During World War II that brand too looked like it would disappear forever as all means of production essentially ceased from 1939-1946 - as almost all quinine production was in Java, Indonesia which was seized by the Japanese, and what little where was, was needed for soldiers fighting in the Pacific theater. Due to those restrictions neither Schweppes nor its competitors could produce quinine water -and while many of those companies faded away, Schweppes managed to survive, although they produced no product. Rather than shutter, they continued to advertise - stressing that the brand would return and that things would return to normal. And it did in late 1946.
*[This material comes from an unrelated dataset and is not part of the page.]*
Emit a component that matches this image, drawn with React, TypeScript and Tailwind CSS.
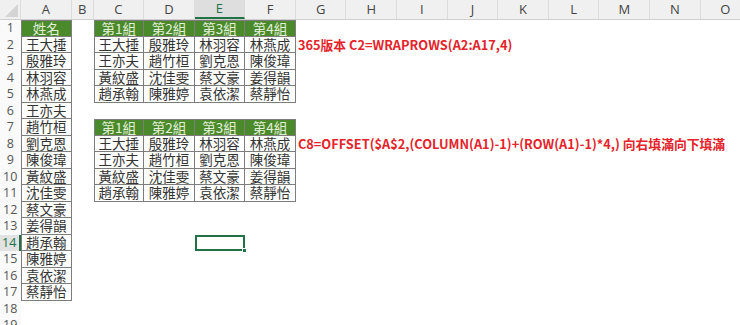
import React from "react";

type Col = { key: string; w: string };

const cols: Col[] = [
  { key: "A", w: "w-[51.5px]" },
  { key: "B", w: "w-[21.5px]" },
  { key: "C", w: "w-[50.6px]" },
  { key: "D", w: "w-[50.6px]" },
  { key: "E", w: "w-[50.6px]" },
  { key: "F", w: "w-[50.6px]" },
  { key: "G", w: "w-[50.6px]" },
  { key: "H", w: "w-[50.6px]" },
  { key: "I", w: "w-[50.6px]" },
  { key: "J", w: "w-[50.6px]" },
  { key: "K", w: "w-[50.6px]" },
  { key: "L", w: "w-[50.6px]" },
  { key: "M", w: "w-[50.6px]" },
  { key: "N", w: "w-[50.6px]" },
  { key: "O", w: "w-[50.6px]" },
];

const names = [
  "王大捶", "殷雅玲", "林羽容", "林燕成", "王亦夫", "趙竹桓", "劉克恩", "陳俊瑋",
  "黃紋盛", "沈佳雯", "蔡文豪", "姜得韻", "趙承翰", "陳雅婷", "袁依潔", "蔡靜怡",
];
const groups = ["第1組", "第2組", "第3組", "第4組"];

type Cell = { text?: string; head?: boolean; table?: boolean; left?: boolean; top?: boolean; red?: boolean; sel?: boolean };

function buildRow(r: number): Cell[] {
  const row: Cell[] = cols.map(() => ({}));
  if (r === 1) row[0] = { text: "姓名", head: true, table: true, left: true, top: true };
  else if (r <= 17) row[0] = { text: names[r - 2], table: true, left: true };
  const blocks = [1, 7];
  for (const start of blocks) {
    if (r >= start && r <= start + 4) {
      for (let c = 0; c < 4; c++) {
        const idx = 2 + c;
        if (r === start) row[idx] = { text: groups[c], head: true, table: true, left: c === 0, top: true };
        else row[idx] = { text: names[(r - start - 1) * 4 + c], table: true, left: c === 0 };
      }
    }
  }
  if (r === 2) row[6] = { text: "365版本 C2=WRAPROWS(A2:A17,4)", red: true };
  if (r === 8) row[6] = { text: "C8=OFFSET($A$2,(COLUMN(A1)-1)+(ROW(A1)-1)*4,) 向右填滿向下填滿", red: true };
  if (r === 14) row[4] = { sel: true };
  return row;
}

const cjk = "font-['Noto_Sans_CJK_TC','Noto_Sans',sans-serif]";

function CellView({ cell, w }: { cell: Cell; w: string }) {
  if (cell.red) {
    return (
      <div className={`${w} h-full shrink-0 relative overflow-visible`}>
        <span className={`${cjk} absolute left-[2px] top-[-1px] whitespace-nowrap text-[12.8px] font-bold text-[#e4232a] leading-[18px]`}>
          {cell.text}
        </span>
      </div>
    );
  }
  if (cell.sel) {
    return (
      <div className={`${w} h-full shrink-0 relative`}>
        <div className="absolute inset-0 border-2 border-[#217346]" />
        <div className="absolute right-[-2px] bottom-[-2px] w-[5px] h-[5px] bg-[#217346] border border-white" />
      </div>
    );
  }
  if (!cell.table) return <div className={`${w} h-full shrink-0`} />;
  const cls = [
    w,
    "h-full shrink-0 flex items-center justify-center border-r border-b border-[#7d7d7d]",
    cell.left ? "border-l" : "",
    cell.top ? "border-t" : "",
    cell.head ? "bg-[#4b8a2b] text-[#e3f0da]" : "bg-white text-[#333]",
    cjk,
    "text-[13.5px] leading-none whitespace-nowrap",
  ].join(" ");
  return <div className={cls}>{cell.text}</div>;
}

export default function App() {
  const rows = Array.from({ length: 19 }, (_, i) => i + 1);
  return (
    <div className="w-[740px] h-[325px] overflow-hidden bg-white select-none">
      <div className="flex h-[20px] bg-[#f0f0f0] border-b border-[#cfcfcf] font-['Open_Sans',sans-serif] text-[13px] text-[#444]">
        <div className="w-[20.5px] h-full shrink-0 relative border-r border-[#dcdcdc]">
          <svg className="absolute right-[2px] bottom-[2px]" width="13" height="13" viewBox="0 0 13 13">
            <polygon points="13,0 13,13 0,13" fill="#d4d4d4" />
          </svg>
        </div>
        {cols.map((c) => (
          <div
            key={c.key}
            className={`${c.w} h-full shrink-0 flex items-center justify-center border-r border-[#dcdcdc] ${
              c.key === "E" ? "bg-[#dedede] text-[#217346] border-b-2 border-b-[#217346]" : ""
            }`}
          >
            {c.key}
          </div>
        ))}
      </div>
      {rows.map((r) => {
        const cells = buildRow(r);
        return (
          <div key={r} className="flex h-[16.5px]">
            <div
              className={`w-[20.5px] h-full shrink-0 flex items-center justify-center font-['Open_Sans',sans-serif] text-[12.5px] leading-none ${
                r === 14 ? "bg-[#e2e2e2] text-[#217346] border-r-2 border-[#217346]" : "bg-[#fafafa] text-[#555]"
              }`}
            >
              {r}
            </div>
            {cells.map((cell, i) => (
              <CellView key={i} cell={cell} w={cols[i].w} />
            ))}
          </div>
        );
      })}
    </div>
  );
}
But as time changed, and British imperialism’s power waned, the function of tonic water changed too. It was less and less needed as an anti-malarial, due to the development of more effective (though still quinine based) drugs, and it became far more used for it’s more pleasant purposes of making a nice gin and tonic.


And tonic water as we know it changed too. No longer did it need to contain medically effective doses of quinine, and the amount of quinine was dropped by more than 90%, in some cases even by more than 95% *** leaving just the bitterness in what is no longer truly a “tonic water.”


It’s unlikely Jacob Schweppes would take a sip of Schweppes’ tonic water today and recognize it as his company’s creation***. But today, almost 55 years later, Schweppes is still the biggest name in what we still call tonic water. The recipe is far from the same, but almost all modern "tonic waters" owe part of their heritage to them - at least in terms of the bubbles, and nominclature.


But he probably wouldn’t recognize more modern tonic waters either. Because while quinine water was the basis of what we know as tonic, and most of us associate Indian tonic water as the norm, it really isn’t. Tonic water was always a combination of flavorings and quinine. Leading to a modern revolution in it where we have flavored tonic waters, made in different styles, to mix with our gin.

We live in a world of craft gins, and craft tonics, many created by people who didn’t like all the sugars, or corn syrups, or even the flavors of the granddaddy of tonic waters.


If you are lucky enough to live in the UK or Europe today you’ve got a wealth of craft but commercial tonic waters to choose from (and I have to admit I’m jealous of that). Here in the US we have a lot fewer. Our choices essentially boil down to Schweppes, Canada Dry, Vintage, and Polar, which are all basically mass produced and in the same mold, and smaller more boutique produced tonic waters like Fever Tree, Q, London Essence, Fentiman''s, Jack Rudy and More Good (the last two are available as syrups only).****


And it doesn’t matter if you like your tonic water made with elderflower, aromatic, lemon, Mediterranean, or classic, they are all tonic waters. Enjoy them.


 

* A company now makes a tonic water available in the UK by the name Erasmus Bond, but it is a brand name - not the original made by Erasmus bond.


** In the US the quinine content is regulated to just 83mg/l. Antimalarial doses ranged from 1000-2000mg.


*** To be fair, one of the reasons Jacob Schweppes wouldn't recognize Schweppes tonic water is that he never tasted it. He died 49 years before the Schweppes company started producing tonic water.


**** of course the day after I wrote this I found two new tonic waters, produced under the San Pellegrino name.